Drought conditions are causing problems for some people with well water. The good news? Wells in St. Joseph and Elkhart Counties are not drying up, as some reports have suggested. The bad news? The drought is causing dozens of wells to have mechanical problems and ultimately fail.
Judy Hochstedtler says she’s never seen her yard so brown and the garden behind her rural Nappanee home so dry.
“It’s getting more brown all the time,” she told WSBT.
Aside from her yard and garden, the drought of 2012 is also causing her to worry about her well water supply.
“I hear a lot that wells are going dry and I’m concerned about that," Hochstedtler said. "I’d like to water more of my plants and bushes and garden things but it's so dry, I'm afraid of what could happen.”
So WSBT dug deeper and got some answers for Hochstedtler and her neighbors, who are also concerned.
Turns out, recent reports of wells running dry have not been accurate.
Orrin Martin, who owns Martin Well Drilling in Elkhart, replaced a 65-foot-deep well that recently failed near Hochstedtler’s home on County Road 7. He said the well did not run dry but had mechanical problems because the water level dropped and the size of the pipe used in the well needed to be replaced with a larger one.
According to Indiana law, all wells dug after 1988 have to be at least 25 feet deep and the pipe needs to be at least two inches in diameter. Some counties have stricter ordinances. In St. Joseph County, wells must have a pipe that is 4 inches in diameter and the actual pump must be 20 feet below the top of the water table.
Elkhart County does not have a local well ordinance.
The normal water level drop in wells from spring to fall in Northern Indiana is about two feet. Geologists have said they’re expecting anywhere from a three to five foot drop this year because of the drought. But St. Joseph County Health Department geologist Marc Nelson said most wells in St. Joseph County, even those dug in the 1940s and 50s, are much deeper than 25 feet.
Mechanical problems such as pumps that break, sediment that plugs up the bottom of the well and overuse of a well are common problems when it’s as hot and dry as it has been for the past several weeks, Nelson said.
“They’re trying to pump out water faster than it can run into the well. There's a lot of water above it and around it but they're just pumping it out so fast that the aquifer can't refill behind the well,” he continued.

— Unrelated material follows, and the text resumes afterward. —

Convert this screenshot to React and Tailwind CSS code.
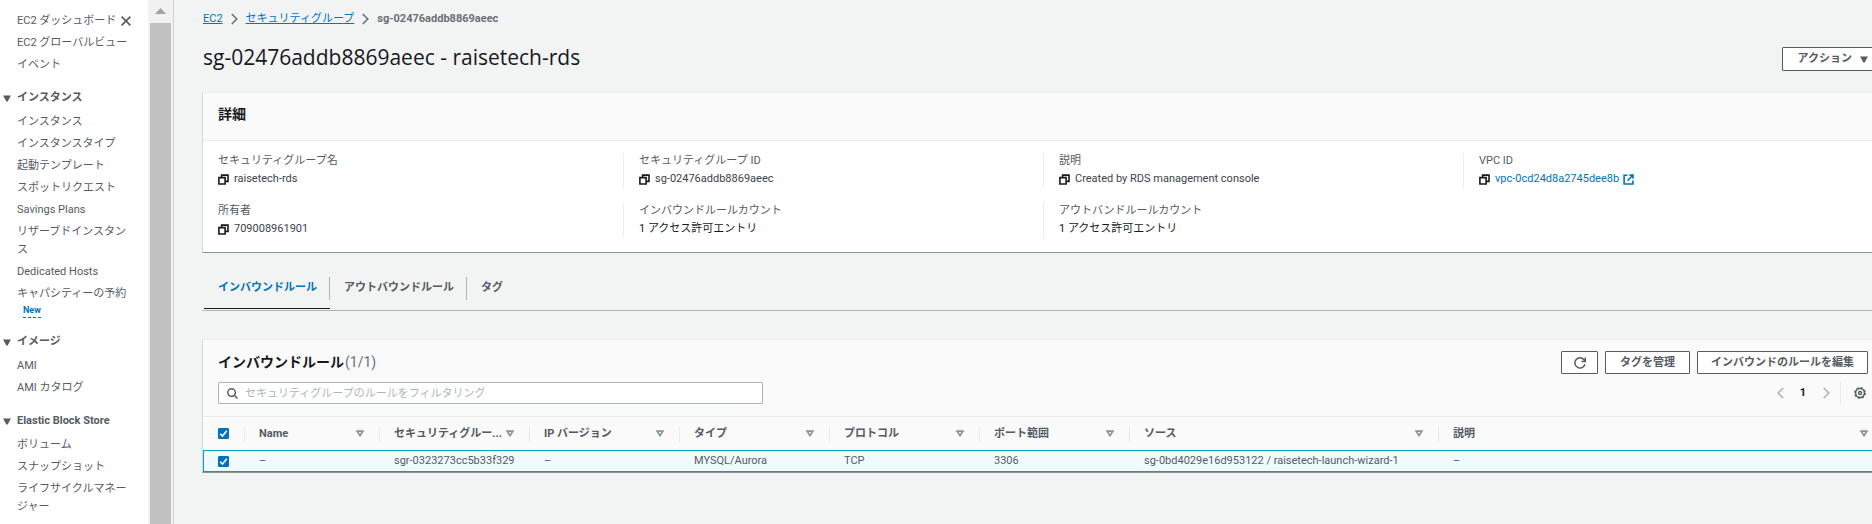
function Caret({ className = "" }) {
  return (
    <svg viewBox="0 0 8 7" className={"h-[7px] w-2 shrink-0 " + className} fill="currentColor" aria-hidden="true">
      <path d="M0 .5h8L4.6 6.6H3.4z" />
    </svg>
  );
}

function SortIcon() {
  return (
    <svg viewBox="0 0 8 7" className="h-[7px] w-2 shrink-0" fill="none" stroke="#879596" strokeWidth="1.7" aria-hidden="true">
      <path d="M1.2 1.2h5.6L4 5.6z" />
    </svg>
  );
}

function CopyIcon() {
  return (
    <svg viewBox="0 0 11 11" className="size-[11px] shrink-0" fill="none" stroke="#16191f" strokeWidth="1.6" aria-hidden="true">
      <path d="M.9 3.6h6.2v6.4H.9z" />
      <path d="M3.6 3.4V1.1h6.4v6.3H7.4" />
    </svg>
  );
}

function ExternalIcon() {
  return (
    <svg viewBox="0 0 11 11" className="size-[11px] shrink-0" fill="none" stroke="currentColor" strokeWidth="1.6" aria-hidden="true">
      <path d="M4.4 1.2H1.1v8.8h8.8V6.6M6.4 1.1h3.6v3.6M9.8 1.3 4.4 6.7" />
    </svg>
  );
}

function Chevron({ left = false, className = "" }) {
  return (
    <svg viewBox="0 0 7 12" className={"h-3 w-[7px] shrink-0 " + className} fill="none" stroke="currentColor" strokeWidth="1.6" aria-hidden="true">
      <path d={left ? "M6.2 1 1.2 6l5 5" : "M.8 1l5 5-5 5"} />
    </svg>
  );
}

function Checkbox({ label }) {
  return (
    <span className="grid size-[11px]">
      <input
        type="checkbox"
        defaultChecked
        aria-label={label}
        className="peer col-start-1 row-start-1 size-[11px] appearance-none rounded-[1px] border border-[#879596] bg-white checked:border-[#0073bb] checked:bg-[#0073bb]"
      />
      <svg viewBox="0 0 11 11" className="pointer-events-none invisible col-start-1 row-start-1 size-[11px] peer-checked:visible" fill="none" stroke="#fff" strokeWidth="1.6" aria-hidden="true">
        <path d="M2.2 5.8l2.3 2.3 4.3-5.4" />
      </svg>
    </span>
  );
}

const sections = [
  {
    items: [["EC2 ダッシュボード"], ["EC2 グローバルビュー"], ["イベント"]],
  },
  {
    title: "インスタンス",
    items: [
      ["インスタンス"],
      ["インスタンスタイプ"],
      ["起動テンプレート"],
      ["スポットリクエスト"],
      ["Savings Plans"],
      ["リザーブドインスタンス"],
      ["Dedicated Hosts"],
      ["キャパシティーの予約", "New"],
    ],
  },
  { title: "イメージ", items: [["AMI"], ["AMI カタログ"]] },
  {
    title: "Elastic Block Store",
    items: [["ボリューム"], ["スナップショット"], ["ライフサイクルマネージャー"]],
  },
];

function Sidebar() {
  return (
    <aside className="flex w-[174px] shrink-0 border-r border-[#cfd3d3] bg-white">
      <nav className="w-[148px] pt-3 pr-[17px] leading-[18px] text-[#545b64]">
        {sections.map((s, i) => (
          <section key={i} className={i ? "mt-[15px]" : ""}>
            {s.title && (
              <h2 className="mb-1.5">
                <button type="button" className="flex items-center gap-1.5 pl-[3px] font-bold whitespace-nowrap">
                  <Caret />
                  {s.title}
                </button>
              </h2>
            )}
            <ul className="flex flex-col gap-1 pl-[17px]">
              {s.items.map(([name, badge], j) => (
                <li key={name} className={i === 0 && j === 0 ? "flex items-center justify-between whitespace-nowrap" : "break-all"}>
                  <a href="#" className={name.includes(" ") ? "whitespace-nowrap" : ""}>{name}</a>
                  {badge && (
                    <span className="flex pl-1.5">
                      <a href="#" className="border-b border-dashed border-[#0073bb] text-[9px] leading-[14px] font-bold text-[#0073bb]">{badge}</a>
                    </span>
                  )}
                  {i === 0 && j === 0 && (
                    <button type="button" aria-label="閉じる">
                      <svg viewBox="0 0 10 10" className="size-[10px]" fill="none" stroke="#545b64" strokeWidth="1.6">
                        <path d="M.6.6l8.8 8.8M9.4.6.6 9.4" />
                      </svg>
                    </button>
                  )}
                </li>
              ))}
            </ul>
          </section>
        ))}
      </nav>
      <div className="flex w-[25px] flex-col items-center bg-[#f1f1f1]" aria-hidden="true">
        <svg viewBox="0 0 11 6" className="mt-2 mb-[9px] h-1.5 w-[11px]" fill="#a3a3a3">
          <path d="M5.5 0 11 6H0z" />
        </svg>
        <div className="w-[21px] flex-1 bg-[#c1c1c1]" />
      </div>
    </aside>
  );
}

const details = [
  { label: "セキュリティグループ名", value: "raisetech-rds", copy: true },
  { label: "セキュリティグループ ID", value: "sg-02476addb8869aeec", copy: true },
  { label: "説明", value: "Created by RDS management console", copy: true },
  { label: "VPC ID", value: "vpc-0cd24d8a2745dee8b", copy: true, link: true },
  { label: "所有者", value: "709008961901", copy: true },
  { label: "インバウンドルールカウント", value: "1 アクセス許可エントリ" },
  { label: "アウトバンドルールカウント", value: "1 アクセス許可エントリ" },
];

function Details() {
  return (
    <section className="mt-[21px] border border-t-[#eaeded] border-r-[#d5dbdb] border-b-[#879596] border-l-[#d5dbdb] bg-white">
      <h2 className="h-12 border-b border-[#eaeded] bg-[#fafafa] px-[15px] pt-3 text-sm leading-[18px] font-bold text-[#16191f]">詳細</h2>
      <dl className="grid grid-cols-4 gap-y-[15px] pt-3 pb-[14px] leading-[14px]">
        {details.map((d, i) => (
          <div key={d.label} className={"flex flex-col gap-1 pt-px pb-0.5 pl-[15px] " + (i % 4 ? "border-l border-[#eaeded]" : "")}>
            <dt className="text-[#545b64]">{d.label}</dt>
            <dd className={"flex items-center gap-[5px] " + (d.copy ? "text-[#3c424a]" : "text-[#16191f]")}>
              {d.copy && (
                <button type="button" aria-label="コピー"><CopyIcon /></button>
              )}
              {d.link ? (
                <a href="#" className="flex items-center gap-1 text-[#0073bb]">{d.value}<ExternalIcon /></a>
              ) : (
                d.value
              )}
            </dd>
          </div>
        ))}
      </dl>
    </section>
  );
}

function Tabs() {
  return (
    <div role="tablist" className="mt-6 flex border-b border-[#aab7b8] pb-px pl-0.5 font-bold text-[#545b64]">
      {["インバウンドルール", "アウトバウンドルール", "タグ"].map((t, i) => (
        <button
          key={t}
          type="button"
          role="tab"
          aria-selected={i === 0}
          className={"h-8 border-b pb-2 " + (i === 0 ? "border-[#16191f] text-[#0073bb]" : "border-transparent")}
        >
          <span className={"flex h-[23px] items-center pr-3 pl-[14px] pb-0.5 " + (i < 2 ? "border-r border-[#aab7b8]" : "")}>{t}</span>
        </button>
      ))}
    </div>
  );
}

const columns = [
  ["Name", "w-[135px]", "–"],
  ["セキュリティグルー...", "w-[150px]", "sgr-0323273cc5b33f329"],
  ["IP バージョン", "w-[150px]", "–"],
  ["タイプ", "w-[150px]", "MYSQL/Aurora"],
  ["プロトコル", "w-[150px]", "TCP"],
  ["ポート範囲", "w-[150px]", "3306"],
  ["ソース", "w-[309px]", "sg-0bd4029e16d953122 / raisetech-launch-wizard-1"],
  ["説明", "", "–"],
];

const buttonClass = "flex h-[23px] items-center justify-center rounded-[1px] border border-[#545b64] bg-white font-bold text-[#545b64]";

function Rules() {
  return (
    <section className="mt-7 border border-t-[#eaeded] border-r-[#d5dbdb] border-b-[#879596] border-l-[#d5dbdb] bg-[#fafafa]">
      <div className="border-b border-[#eaeded] px-[15px] pt-[11px] pb-3">
        <div className="flex items-center justify-between">
          <h2 className="flex gap-px pb-0.5 text-sm leading-5 font-bold text-[#16191f]">
            インバウンドルール<span className="font-normal text-[#687078]">(1/1)</span>
          </h2>
          <div className="flex gap-[7px]">
            <button type="button" aria-label="更新" className={buttonClass + " w-[37px]"}>
              <svg viewBox="0 0 12 12" className="size-3" fill="none" stroke="currentColor" strokeWidth="1.5">
                <path d="M10.9 7.2A5.1 5.1 0 1 1 10 2.8L11.2 4.2M11.3.4v4H7.4" />
              </svg>
            </button>
            <button type="button" className={buttonClass + " px-[14px]"}>タグを管理</button>
            <button type="button" className={buttonClass + " px-[13px]"}>インバウンドのルールを編集</button>
          </div>
        </div>
        <div className="mt-2 flex h-[22px] items-stretch justify-between">
          <label className="flex w-[33%] items-center gap-[7px] rounded-[1px] border border-[#aab7b8] bg-white px-2">
            <svg viewBox="0 0 11 11" className="size-[11px] shrink-0" fill="none" stroke="#545b64" strokeWidth="1.5" aria-hidden="true">
              <circle cx="4.6" cy="4.6" r="3.8" />
              <path d="M7.3 7.3l3.2 3.2" />
            </svg>
            <input
              type="search"
              aria-label="ルールをフィルタリング"
              placeholder="セキュリティグループのルールをフィルタリング"
              className="h-5 min-w-0 flex-1 bg-transparent outline-none placeholder:text-[#aab7b8]"
            />
          </label>
          <div className="flex items-stretch">
            <button type="button" aria-label="前のページ" className="flex w-[22px] items-center justify-center text-[#aab7b8]"><Chevron left /></button>
            <button type="button" className="w-6 text-center font-bold text-[#16191f]">1</button>
            <button type="button" aria-label="次のページ" className="flex w-[22px] items-center justify-center text-[#aab7b8]"><Chevron /></button>
            <button type="button" aria-label="設定" className="ml-[3px] flex items-center border-l border-[#eaeded] pr-0.5 pl-[13px]">
              <svg viewBox="0 0 12 12" className="size-3" fill="none" stroke="#545b64">
                <circle cx="6" cy="6" r="4.4" strokeWidth="1.5" />
                <circle cx="6" cy="6" r="5.4" strokeWidth="1.1" strokeDasharray="2.2 2.04" />
                <circle cx="6" cy="6" r="1.5" strokeWidth="1.4" />
              </svg>
            </button>
          </div>
        </div>
      </div>
      <table className="w-full table-fixed border-collapse text-left text-[#545b64]">
        <thead>
          <tr className="h-[33px]">
            <th className="w-[41px] pl-[15px]">
              <Checkbox label="すべて選択" />
            </th>
            {columns.map(([name, width]) => (
              <th key={name} className={width}>
                <div className="flex h-4 items-center justify-between border-l border-[#eaeded] pr-[15px] pl-[14px]">
                  <span className="whitespace-nowrap">{name}</span>
                  <button type="button" aria-label={name + " で並べ替え"}><SortIcon /></button>
                </div>
              </th>
            ))}
          </tr>
        </thead>
        <tbody>
          <tr className="h-[22px] bg-[#f1faff] outline outline-1 -outline-offset-1 outline-[#00a1c9]">
            <td className="pl-[15px]">
              <Checkbox label="行を選択" />
            </td>
            {columns.map(([name, , value]) => (
              <td key={name} className="pl-[15px] leading-5 whitespace-nowrap">{value}</td>
            ))}
          </tr>
        </tbody>
      </table>
    </section>
  );
}

export default function App() {
  return (
    <div lang="ja" className="flex min-h-screen bg-[#f2f3f3] font-['Roboto','Noto_Sans_CJK_JP',sans-serif] text-[11px] leading-4">
      <Sidebar />
      <main className="min-w-0 flex-1 overflow-hidden pt-2.5 pl-7">
        <div className="-mr-3">
          <nav aria-label="パンくずリスト" className="flex h-[18px] items-center gap-2 pl-px text-[#687078]">
            <a href="#" className="text-[#0073bb] underline">EC2</a>
            <Chevron />
            <a href="#" className="text-[#0073bb] underline">セキュリティグループ</a>
            <Chevron />
            <span className="font-bold">sg-02476addb8869aeec</span>
          </nav>
          <div className="mt-[19px] flex items-start justify-between pl-px">
            <h1 className="font-['Open_Sans',sans-serif] text-[21px] leading-5 text-[#16191f]">sg-02476addb8869aeec - raisetech-rds</h1>
            <button type="button" className="flex h-6 items-center gap-2 rounded-[1px] border border-[#545b64] bg-white px-[15px] font-bold text-[#545b64]">
              アクション
              <Caret />
            </button>
          </div>
          <Details />
          <Tabs />
          <Rules />
        </div>
      </main>
    </div>
  );
}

Elkhart County doesn't track the number of well repairs and installations, but in the past 45 days in St. Joseph County, the number of well permits contractors must apply for in order to repair or install a well spiked 120% compared to the same 6 week time frame in 2011.
“We know the well drillers are very busy replacing pumps. Pumps are just wearing out,” Nelson said.

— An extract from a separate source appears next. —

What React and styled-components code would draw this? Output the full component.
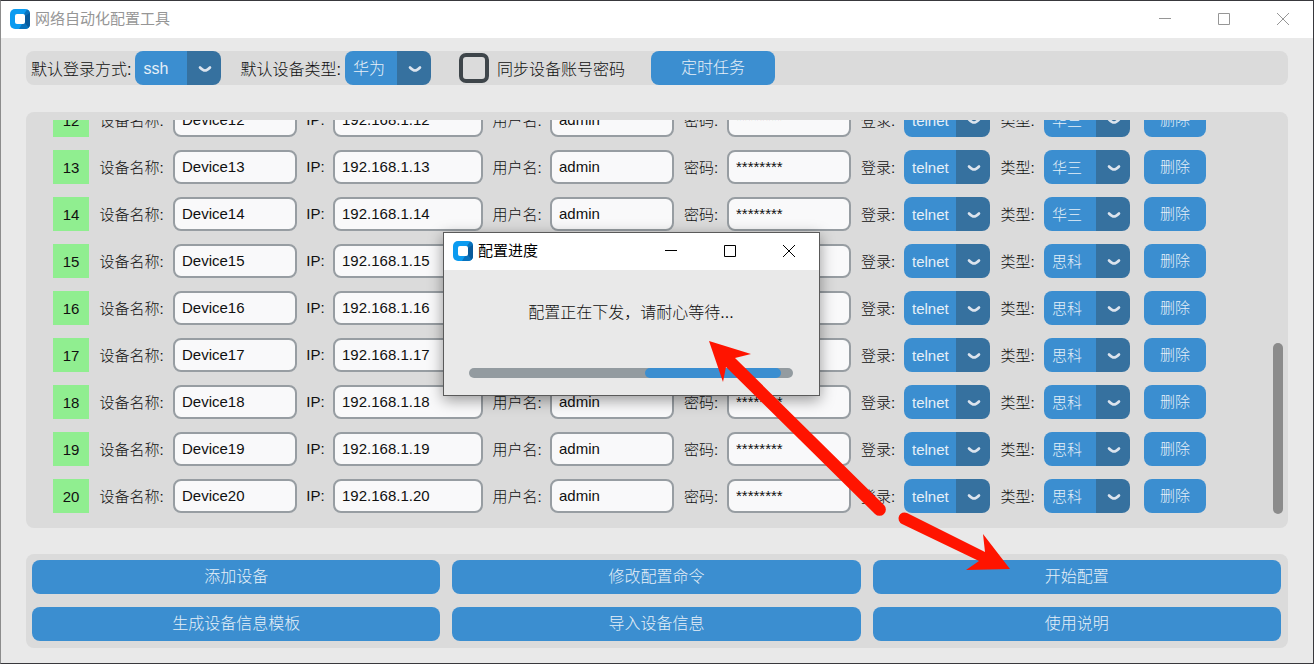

He also showed WSBT an aquifer map that indicates St. Joseph, LaGrange and northern Elkhart Counties sit on the most plentiful aquifer in the state.
“We are never going to run out of water. It isn’t gonna happen,” Nelson added.
It is possible for a well to dry up in these conditions, he said, but it would have to be an extremely shallow and very old well.
To find out how deep your well is and when it was installed, you can contact the health department if you live in St. Joseph County or the Indiana Department of Natural Resources in Indianapolis if you live in another county. Contractors are legally required to file records with the state when they install a well.